Freshman Lawmaker Who Ran Tully's Coffee in Japan Urges Corporate Tax Cut
Former Tully’s Coffee Japan Co. President Kota Matsuda, who was elected to parliament this month, said the country must cut corporate taxes to attract investment or risk losing out to Asian rivals.
“The Japanese government is not too friendly to companies, enterprises and entrepreneurs,” said Matsuda, one of 10 members of the fledgling Your Party to win seats in the upper house of parliament. “The corporate tax is very high in Japan; it’s over 40 percent. Many of my friends who own and manage public companies are considering moving out of Japan soon. That’s a very big risk.”
The 41-year-old lawmaker said in an interview last week that he will bring unique business skills to parliament as Japan struggles to sustain economic growth and reverse more than a decade of falling prices. He brought Seattle-based Tully’s Coffee to Japan in 1997, building it up to become the No. 2 specialty outlet after Starbucks Coffee Japan Ltd.
Matsuda said the business tax rate should first be cut to 25 percent and eventually 20 percent.
Yasunori Sone, a political science professor at Keio University in Tokyo, said Matsuda’s experience as a chief executive officer will be useful in policy decisions while his success in business doesn’t guarantee political achievements.
Overall Pictures
“CEOs tend to have the ability to see overall pictures and figure out what to cut and what to focus on,” said Sone in a phone interview today. “But he’s in a small opposition party, and doing politics is more difficult than running a coffee business.”
Your Party, formed less than a year ago, has said it is willing to work with Prime Minister Naoto Kan’s ruling Democratic Party of Japan on some policies, while ruling out a coalition. The DPJ failed to obtain an upper-house majority in the July 11 election, meaning it may need opposition support to pass legislation.
Your Party plans on using its “leverage” to push the government and the Bank of Japan to set an inflation target of 2 percent, party head Yoshimi Watanabe said in a July 14 interview. The party opposes Kan’s efforts to raise the national sales tax from 5 percent.
Senegal, Boston
Matsuda, who grew up in Senegal and the U.S. before attending university in Japan, slept on the floor of the first Tully’s in Tokyo’s Ginza district for six months. When he took the company public in 2001, the stock doubled from the initial offer price to 320,000 yen. Ito En Ltd. in 2006 spent 4.8 billion yen ($54.7 million) to buy a controlling stake.

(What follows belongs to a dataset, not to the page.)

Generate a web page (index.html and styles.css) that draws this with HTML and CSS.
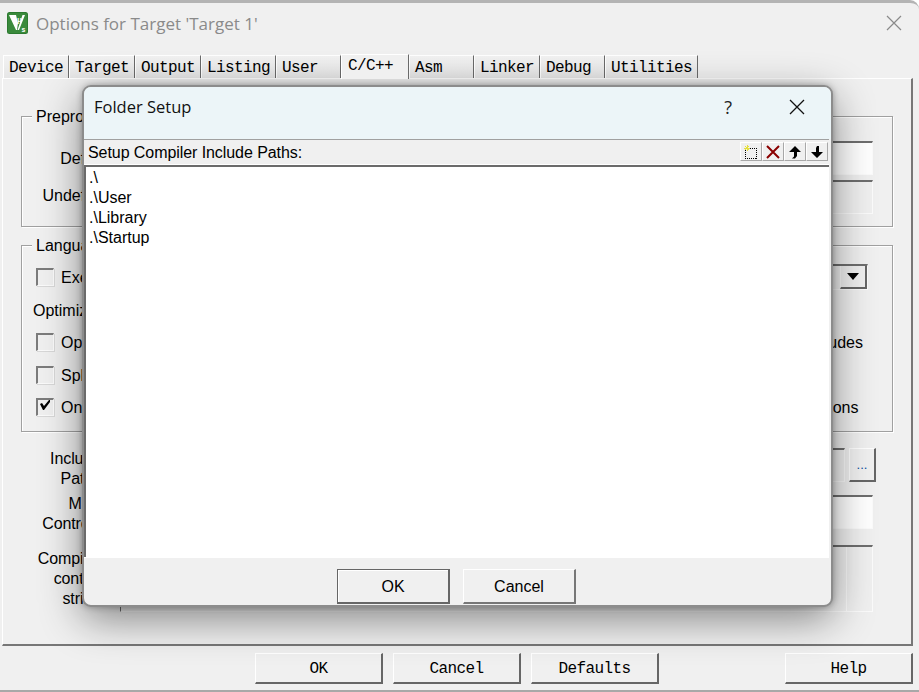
FILE: index.html
```html
<!DOCTYPE html>
<html lang="en">
<head>
<meta charset="utf-8">
<title>Options for Target</title>
<link rel="stylesheet" href="styles.css">
</head>
<body>
<div class="window">
  <header class="titlebar">
    <svg class="app-icon" width="21" height="22" viewBox="0 0 21 22">
      <rect x="0" y="0" width="21" height="22" rx="2.5" fill="#2c7a30"/>
      <rect x="1" y="1" width="19" height="20" rx="1.5" fill="#3a8a3c"/>
      <path d="M2 3h7l2 8-1 7h-1zM10.500 18l5-15h2.500l-6 15z" fill="#fff"/>
      <text x="10" y="10" class="icon-mu">μ</text>
      <text x="14.500" y="19.500" class="icon-five">s</text>
    </svg>
    <span class="window-title">Options for Target 'Target 1'</span>
    <svg class="window-close" width="18" height="18" viewBox="0 0 18 18"><path d="M2 2l14 14M16 2L2 16" stroke="#8a8a8a" stroke-width="1.2" fill="none"/></svg>
  </header>

  <nav class="tabs">
    <span class="tab">Device</span>
    <span class="tab">Target</span>
    <span class="tab">Output</span>
    <span class="tab">Listing</span>
    <span class="tab">User</span>
    <span class="tab tab-active">C/C++</span>
    <span class="tab">Asm</span>
    <span class="tab">Linker</span>
    <span class="tab">Debug</span>
    <span class="tab">Utilities</span>
  </nav>

  <main class="panel">
    <section class="group group-pre">
      <span class="legend">Preprocessor Symbols</span>
      <div class="sym-row"><label class="sym-label label-def">Define:</label><div class="field field-white"></div></div>
      <div class="sym-row"><label class="sym-label label-undef">Undefine:</label><div class="field"></div></div>
    </section>

    <section class="group group-lang">
      <span class="legend">Language / Code Generation</span>
      <div class="lang-grid">
        <div class="lang-col">
          <div class="check-row"><span class="check"></span>Execute-only Code</div>
          <div class="check-row opt-label">Optimization: Level 0</div>
          <div class="check-row"><span class="check"></span>Optimize for Time</div>
          <div class="check-row"><span class="check"></span>Split Load and Store Multiple</div>
          <div class="check-row"><span class="check check-on"><svg width="12" height="12" viewBox="0 0 12 12"><path d="M1 4l2-1 2 3 5-6h1v2L5 10H4z" fill="#000"/></svg></span>One ELF Section per Function</div>
        </div>
        <div class="lang-col lang-right">
          <div class="check-row"><div class="combo"><span class="combo-btn"><svg width="12" height="7" viewBox="0 0 12 7"><path d="M0 0h12L6 7z" fill="#000"/></svg></span></div></div>
          <div class="check-row"></div>
          <div class="check-row"><span class="check"></span>No Auto Includes</div>
          <div class="check-row"><span class="check"></span>C99 Mode</div>
          <div class="check-row"><span class="check"></span>GNU extensions</div>
        </div>
      </div>
    </section>

    <div class="path-row path-include">
      <label class="path-label label-inc">Include<br>Paths</label>
      <div class="field"></div>
      <span class="dots-btn">...</span>
    </div>
    <div class="path-row path-misc">
      <label class="path-label label-misc">Misc<br>Controls</label>
      <div class="field field-white field-inset"></div>
    </div>
    <div class="path-row path-comp">
      <label class="path-label label-comp">Compiler<br>control<br>string</label>
      <div class="field field-tall field-inset"><span class="field-scroll"></span></div>
    </div>
  </main>

  <footer class="footer">
    <button class="win-btn">OK</button>
    <button class="win-btn">Cancel</button>
    <button class="win-btn">Defaults</button>
    <button class="win-btn btn-help">Help</button>
  </footer>

  <div class="dialog">
    <header class="dialog-title">
      <span class="dialog-name">Folder Setup</span>
      <span class="dialog-help">?</span>
      <svg class="dialog-close" width="16" height="16" viewBox="0 0 16 16"><path d="M1 1l14 14M15 1L1 15" stroke="#111" stroke-width="1.3" fill="none"/></svg>
    </header>
    <div class="dialog-body">
      <div class="list-head">
        <span class="list-caption">Setup Compiler Include Paths:</span>
        <div class="toolbar">
          <span class="tool">
            <svg width="16" height="16" viewBox="0 0 16 16" shape-rendering="crispEdges"><rect x="2.500" y="4.500" width="11" height="10" fill="none" stroke="#000" stroke-dasharray="1 1"/><path d="M4 1v6M1 4h6M2 2l4 4M6 2L2 6" stroke="#e6e03c" stroke-width="1"/></svg>
          </span>
          <span class="tool">
            <svg width="16" height="16" viewBox="0 0 16 16"><path d="M2 2l12 12M14 2L2 14" stroke="#8b0000" stroke-width="2" fill="none"/></svg>
          </span>
          <span class="tool">
            <svg width="14" height="14" viewBox="0 0 14 14"><path d="M7 1l6 6H9v4l-2 2.500H4l2-2V7H1z" fill="#000"/></svg>
          </span>
          <span class="tool">
            <svg width="14" height="14" viewBox="0 0 14 14"><path d="M7 13l6-6H9V1H7L6 3v4H1z" fill="#000"/></svg>
          </span>
        </div>
      </div>
      <ul class="path-list">
        <li>.\</li>
        <li>.\User</li>
        <li>.\Library</li>
        <li>.\Startup</li>
      </ul>
      <div class="dialog-actions">
        <button class="dlg-btn dlg-default">OK</button>
        <button class="dlg-btn">Cancel</button>
      </div>
    </div>
  </div>
</div>
</body>
</html>
```
FILE: styles.css
```css
* { box-sizing: border-box; }
html, body { margin: 0; padding: 0; }
body { width: 919px; height: 692px; overflow: hidden; background: #fff; font-family: "Liberation Sans", Arial, sans-serif; font-size: 16px; color: #000; }

.window { position: relative; width: 919px; height: 692px; overflow: hidden; display: flex; flex-direction: column; background: #f0f0f0; border-top: 3px solid #b4b4b4; border-bottom: 2px solid #a8a8a8; border-top-right-radius: 9px; }

.titlebar { flex: none; height: 50px; display: flex; align-items: center; padding: 0 16px 10px 7px; }
.app-icon { flex: none; }
.icon-mu { font: bold 8px "Liberation Sans", sans-serif; fill: #fff; }
.icon-five { font: bold 7px "Liberation Sans", sans-serif; fill: #fff; }
.window-title { margin-left: 8px; font-family: "Open Sans", sans-serif; font-size: 17px; color: #8a8a8a; }
.window-close { margin-left: auto; }

.tabs { flex: none; height: 25px; display: flex; align-items: flex-end; padding-left: 3px; font-family: "Liberation Mono", monospace; font-size: 16px; letter-spacing: -.6px; }
.tab { height: 23px; min-width: 65px; padding: 3px 5px 0 5px; border-top: 1px solid #fff; border-left: 1px solid #fff; border-right: 1px solid #6a6a6a; white-space: nowrap; line-height: 18px; background: linear-gradient(#f2f2f2, #e6e6e6); }
.tab-active { height: 25px; min-width: 68px; padding: 2px 5px 0 6px; background: #f0f0f0; position: relative; z-index: 1; margin-bottom: -1px; }

.panel { flex: none; height: 568px; margin-left: 2px; width: 911px; padding: 37px 18px 0; border-top: 1px solid #fff; border-left: 1px solid #fff; border-right: 2px solid #777; border-bottom: 2px solid #777; }

.group { border: 1px solid #a0a0a0; box-shadow: 1px 1px 0 #fff, inset 1px 1px 0 #fff; }
.legend { display: block; width: fit-content; height: 20px; line-height: 20px; margin: -10px 0 0 10px; padding: 0 4px; background: #f0f0f0; white-space: nowrap; }
.group-pre { height: 111px; padding: 0 19px 0 0; }
.sym-row { display: grid; grid-template-columns: 89px 1fr; column-gap: 9px; align-items: center; height: 34px; margin-bottom: 5px; }
.legend + .sym-row { margin-top: 14px; }
.sym-label { text-align: right; white-space: nowrap; }
.label-def { padding-top: 2px; }
.label-undef { margin-top: -2px; }

.field { height: 34px; border-top: 2px solid #6e6e6e; border-left: 1px solid #6e6e6e; border-right: 1px solid #fbfbfb; border-bottom: 1px solid #fbfbfb; background: #f0f0f0; }
.field-white { background: #fff; }
.field-tall { height: 67px; display: flex; justify-content: flex-end; }
.field-inset { margin-right: 3px; }
.field-scroll { width: 26px; border-left: 1px solid #fbfbfb; }

.group-lang { height: 187px; margin-top: 18px; padding: 0 24px 0 0; }
.lang-grid { display: flex; justify-content: space-between; margin-top: 5px; padding-left: 14px; }
.lang-col { display: grid; grid-template-rows: repeat(5, 32.5px); }
.lang-right { width: 151px; }
.check-row { display: flex; align-items: center; gap: 7px; white-space: nowrap; height: 32.5px; padding-top: 2px; }
.opt-label { margin-left: -3px; }
.check { flex: none; width: 18px; height: 18px; margin-top: -2px; display: flex; align-items: center; justify-content: center; background: #f0f0f0; border-top: 2px solid #7c7c7c; border-left: 2px solid #7c7c7c; border-right: 1px solid #fbfbfb; border-bottom: 1px solid #fbfbfb; box-shadow: 1px 1px 0 #d8d8d8; }
.check-on svg { margin: -3px 0 0 -2px; }
.combo { flex: 1; height: 26px; margin-top: -2px; display: flex; justify-content: flex-end; background: #f0f0f0; border: 1px solid #fbfbfb; border-top: 2px solid #6e6e6e; }
.combo-btn { width: 27px; height: 100%; display: flex; align-items: center; justify-content: center; background: #f0f0f0; border-left: 1px solid #fbfbfb; border-right: 2px solid #666; border-bottom: 2px solid #666; }

.path-row { display: grid; column-gap: 19px; padding-right: 17px; align-items: start; }
.path-include { margin-top: 16px; column-gap: 0; grid-template-columns: 80px 1fr 27px; height: 34px; }
.path-include .field { margin-left: 19px; margin-right: 4px; }
.path-misc, .path-comp { grid-template-columns: 80px 1fr; }
.path-misc { margin-top: 13px; height: 34px; }
.path-comp { margin-top: 16px; height: 67px; }
.path-label { line-height: 20px; text-align: right; letter-spacing: -.1px; }
.label-inc { margin-top: 1px; }
.label-misc { margin-top: -1px; }
.label-comp { margin-top: 4px; }
.dots-btn { height: 34px; border: 1px solid #fff; border-right: 2px solid #666; border-bottom: 2px solid #666; text-align: center; font-size: 13px; line-height: 32px; color: #0a4fa0; }

.footer { flex: 1; display: flex; gap: 10px; align-items: flex-start; padding: 7px 6px 0 255px; }
.win-btn { width: 128px; height: 31px; padding: 2px 0 0; font-family: "Liberation Mono", monospace; font-size: 16px; letter-spacing: -.6px; color: #000; background: #f0f0f0; border-style: solid; border-width: 1px 2px 2px 1px; border-color: #fff #666 #666 #fff; }
.btn-help { margin-left: auto; }

.dialog { position: absolute; left: 82px; top: 82px; width: 751px; height: 522px; display: flex; flex-direction: column; background: #f0f0f0; border-radius: 9px; border: 2px solid #8c8c8c; box-shadow: 0 0 6px rgba(0, 0, 0, .3), 0 12px 42px rgba(0, 0, 0, .45); }
.dialog-title { flex: none; height: 52px; display: flex; align-items: center; padding: 0 26px 13px 10px; background: #ecf5f8; border-radius: 7px 7px 0 0; }
.dialog-name { font-family: "Open Sans", sans-serif; font-size: 16.5px; color: #111; }
.dialog-help { margin-left: auto; margin-right: 57px; font-family: "Open Sans", sans-serif; font-size: 18px; color: #222; }
.dialog-body { flex: 1; display: flex; flex-direction: column; padding: 0 2px 0 0; border-radius: 0 0 7px 7px; }
.list-head { flex: none; height: 26px; display: flex; align-items: center; justify-content: space-between; border-top: 1px solid #a0a0a0; border-bottom: 1px solid #fff; padding: 0 1px 0 4px; }
.list-caption { white-space: nowrap; margin-top: 1px; letter-spacing: -.07px; }
.toolbar { display: flex; margin-top: -1px; }
.tool { width: 22px; height: 19px; display: flex; align-items: center; justify-content: center; border-right: 1px solid #a8a8a8; border-bottom: 1px solid #a8a8a8; border-left: 1px solid #fff; border-top: 1px solid #fff; }
.path-list { flex: none; height: 392px; margin: 0; padding: 1px 0 0 3px; list-style: none; background: #fff; border-top: 2px solid #6b6b6b; border-left: 2px solid #6b6b6b; line-height: 20px; }
.dialog-actions { flex: 1; display: flex; justify-content: center; gap: 13px; padding-top: 11px; border-top: 1px solid #fff; }
.dlg-btn { width: 113px; height: 35px; padding: 2px 0 0; font: 16px "Liberation Sans", Arial, sans-serif; color: #000; background: #f0f0f0; border-style: solid; border-width: 1px 2px 2px 1px; border-color: #fff #777 #777 #fff; }
.dlg-default { border-color: #666; box-shadow: inset 1px 1px 0 #fff; }
```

Japan trails China, South Korea and Hong Kong in luring foreign companies, Matsuda said. He said he was asked to move Tully’s headquarters six years ago by Singaporean officials who pledged to further reduce taxes. Japan’s corporate rate of about 40 percent compares with an average of 26 percent within the Organization for Economic Cooperation and Development.
“I’m probably the one and only person who has the experience of taking a company public” in parliament, Matsuda said. “I’d like to bring the view of how average Japanese are thinking, and bring that thinking to negotiations, and talks with other politicians.”
Watanabe’s Your Party supports lower company taxes and trimming the number of bureaucrats in Japan by one-third.
Prejudice
Matsuda moved with his family to Senegal for his father’s work when he was five and learned to speak French at the local kindergarten. He remembers being labeled as Chinese by kids at the time. He moved to Massachusetts in 1979, playing soccer and graduating from Lexington High School outside Boston. Returning to Japan, he faced some prejudice for not being Japanese enough at Tsukuba University, northeast of Tokyo.
“My African and American friends used to make fun of me for eating raw fish,” Matsuda said. At college, “my friends said I was different because I was a returnee.”
Approached earlier this year by Your Party lawmaker Keiichiro Asao to run for office, Matsuda initially declined.
“My honest reaction was no,” he said. “After I talked with him a few times, I thought I should be a politician to first reform Japan. I’m not too proud of Japan’s situation right now.”
With parliament set to begin its new session tomorrow, Matsuda says his atypical upbringing may prompt fellow legislators to regard him as slightly odd.
“If people look at me that way, maybe I can use that to my advantage to bring about more drastic change,” he said.